● Dataset extract
= = =

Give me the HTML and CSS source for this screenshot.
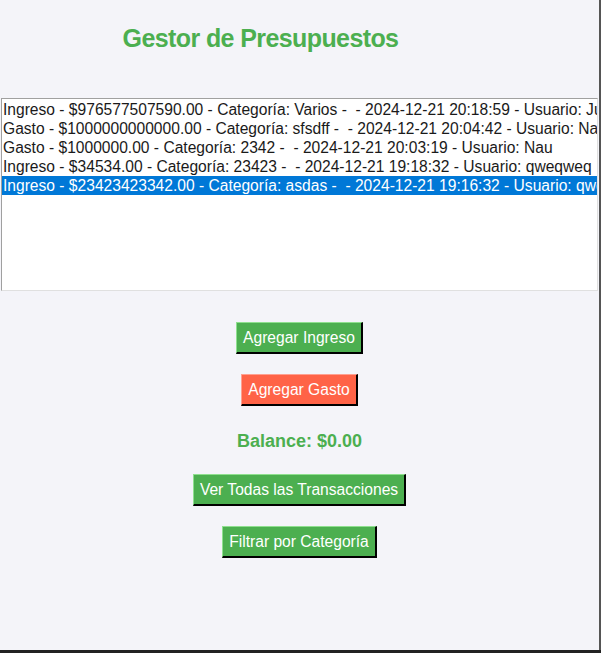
FILE: index.html
```html
<!DOCTYPE html>
<html lang="es">
<head>
<meta charset="utf-8">
<title>Gestor de Presupuestos</title>
<link rel="stylesheet" href="styles.css">
</head>
<body>
<div class="window">
  <h1 class="title">Gestor de Presupuestos</h1>
  <div class="list">
    <div class="row">Ingreso - $976577507590.00 - Categoría: Varios -  - 2024-12-21 20:18:59 - Usuario: Juan</div>
    <div class="row">Gasto - $1000000000000.00 - Categoría: sfsdff -  - 2024-12-21 20:04:42 - Usuario: Nau</div>
    <div class="row">Gasto - $1000000.00 - Categoría: 2342 -  - 2024-12-21 20:03:19 - Usuario: Nau</div>
    <div class="row">Ingreso - $34534.00 - Categoría: 23423 -  - 2024-12-21 19:18:32 - Usuario: qweqweq</div>
    <div class="row selected">Ingreso - $23423423342.00 - Categoría: asdas -  - 2024-12-21 19:16:32 - Usuario: qweqweq</div>
  </div>
  <div class="actions">
    <button class="btn green">Agregar Ingreso</button>
    <button class="btn red">Agregar Gasto</button>
    <div class="balance">Balance: $0.00</div>
    <button class="btn green">Ver Todas las Transacciones</button>
    <button class="btn green">Filtrar por Categoría</button>
  </div>
</div>
</body>
</html>
```
FILE: styles.css
```css
html, body {
  margin: 0;
  padding: 0;
  background: #222;
}
body {
  width: 601px;
  height: 653px;
  overflow: hidden;
}
.window {
  box-sizing: border-box;
  width: 601px;
  height: 650px;
  background: #f4f4f9;
  border-right: 2px solid #555;
  font-family: "Liberation Sans", Arial, sans-serif;
  display: flex;
  flex-direction: column;
}
.title {
  margin: 0;
  padding-top: 24px;
  padding-right: 78px;
  height: 98px;
  box-sizing: border-box;
  text-align: center;
  font-size: 25px;
  letter-spacing: -0.6px;
  line-height: 29px;
  font-weight: bold;
  color: #4caf50;
}
.list {
  margin-left: 1px;
  width: 597px;
  height: 193px;
  box-sizing: border-box;
  background: #fff;
  border-top: 1px solid #a0a0a0;
  border-left: 1px solid #a0a0a0;
  border-right: 1px solid #e0e0e0;
  border-bottom: 1px solid #e0e0e0;
  padding-top: 1px;
  overflow: hidden;
}
.row {
  white-space: pre;
  font-size: 15.6px;
  line-height: 19px;
  height: 19px;
  padding-left: 1px;
  color: #1a1a1a;
  overflow: hidden;
}
.row.selected {
  background: #0078d7;
  color: #fff;
}
.actions {
  display: flex;
  flex-direction: column;
  align-items: center;
  padding-top: 31px;
}
.btn {
  font-family: "Liberation Sans", Arial, sans-serif;
  font-size: 15.6px;
  color: #fff;
  height: 32px;
  padding: 0 6px;
  margin-bottom: 20px;
  border-style: solid;
  border-width: 1px 2px 2px 1px;
  cursor: pointer;
}
.btn.green {
  background: #4caf50;
  border-color: #8fe08f #000 #000 #8fe08f;
}
.btn.red {
  background: #ff6347;
  border-color: #ffa090 #000 #000 #ffa090;
}
.balance {
  font-size: 18px;
  font-weight: bold;
  color: #4caf50;
  line-height: 20px;
  margin-top: 5px;
  margin-bottom: 23px;
}
```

= = =

● Task objective
Make an exact copy of the data, leaving its pictures out.

● Task answer
Give me the HTML and CSS source for this screenshot.
FILE: index.html
```html
<!DOCTYPE html>
<html lang="es">
<head>
<meta charset="utf-8">
<title>Gestor de Presupuestos</title>
<link rel="stylesheet" href="styles.css">
</head>
<body>
<div class="window">
  <h1 class="title">Gestor de Presupuestos</h1>
  <div class="list">
    <div class="row">Ingreso - $976577507590.00 - Categoría: Varios -  - 2024-12-21 20:18:59 - Usuario: Juan</div>
    <div class="row">Gasto - $1000000000000.00 - Categoría: sfsdff -  - 2024-12-21 20:04:42 - Usuario: Nau</div>
    <div class="row">Gasto - $1000000.00 - Categoría: 2342 -  - 2024-12-21 20:03:19 - Usuario: Nau</div>
    <div class="row">Ingreso - $34534.00 - Categoría: 23423 -  - 2024-12-21 19:18:32 - Usuario: qweqweq</div>
    <div class="row selected">Ingreso - $23423423342.00 - Categoría: asdas -  - 2024-12-21 19:16:32 - Usuario: qweqweq</div>
  </div>
  <div class="actions">
    <button class="btn green">Agregar Ingreso</button>
    <button class="btn red">Agregar Gasto</button>
    <div class="balance">Balance: $0.00</div>
    <button class="btn green">Ver Todas las Transacciones</button>
    <button class="btn green">Filtrar por Categoría</button>
  </div>
</div>
</body>
</html>
```
FILE: styles.css
```css
html, body {
  margin: 0;
  padding: 0;
  background: #222;
}
body {
  width: 601px;
  height: 653px;
  overflow: hidden;
}
.window {
  box-sizing: border-box;
  width: 601px;
  height: 650px;
  background: #f4f4f9;
  border-right: 2px solid #555;
  font-family: "Liberation Sans", Arial, sans-serif;
  display: flex;
  flex-direction: column;
}
.title {
  margin: 0;
  padding-top: 24px;
  padding-right: 78px;
  height: 98px;
  box-sizing: border-box;
  text-align: center;
  font-size: 25px;
  letter-spacing: -0.6px;
  line-height: 29px;
  font-weight: bold;
  color: #4caf50;
}
.list {
  margin-left: 1px;
  width: 597px;
  height: 193px;
  box-sizing: border-box;
  background: #fff;
  border-top: 1px solid #a0a0a0;
  border-left: 1px solid #a0a0a0;
  border-right: 1px solid #e0e0e0;
  border-bottom: 1px solid #e0e0e0;
  padding-top: 1px;
  overflow: hidden;
}
.row {
  white-space: pre;
  font-size: 15.6px;
  line-height: 19px;
  height: 19px;
  padding-left: 1px;
  color: #1a1a1a;
  overflow: hidden;
}
.row.selected {
  background: #0078d7;
  color: #fff;
}
.actions {
  display: flex;
  flex-direction: column;
  align-items: center;
  padding-top: 31px;
}
.btn {
  font-family: "Liberation Sans", Arial, sans-serif;
  font-size: 15.6px;
  color: #fff;
  height: 32px;
  padding: 0 6px;
  margin-bottom: 20px;
  border-style: solid;
  border-width: 1px 2px 2px 1px;
  cursor: pointer;
}
.btn.green {
  background: #4caf50;
  border-color: #8fe08f #000 #000 #8fe08f;
}
.btn.red {
  background: #ff6347;
  border-color: #ffa090 #000 #000 #ffa090;
}
.balance {
  font-size: 18px;
  font-weight: bold;
  color: #4caf50;
  line-height: 20px;
  margin-top: 5px;
  margin-bottom: 23px;
}
```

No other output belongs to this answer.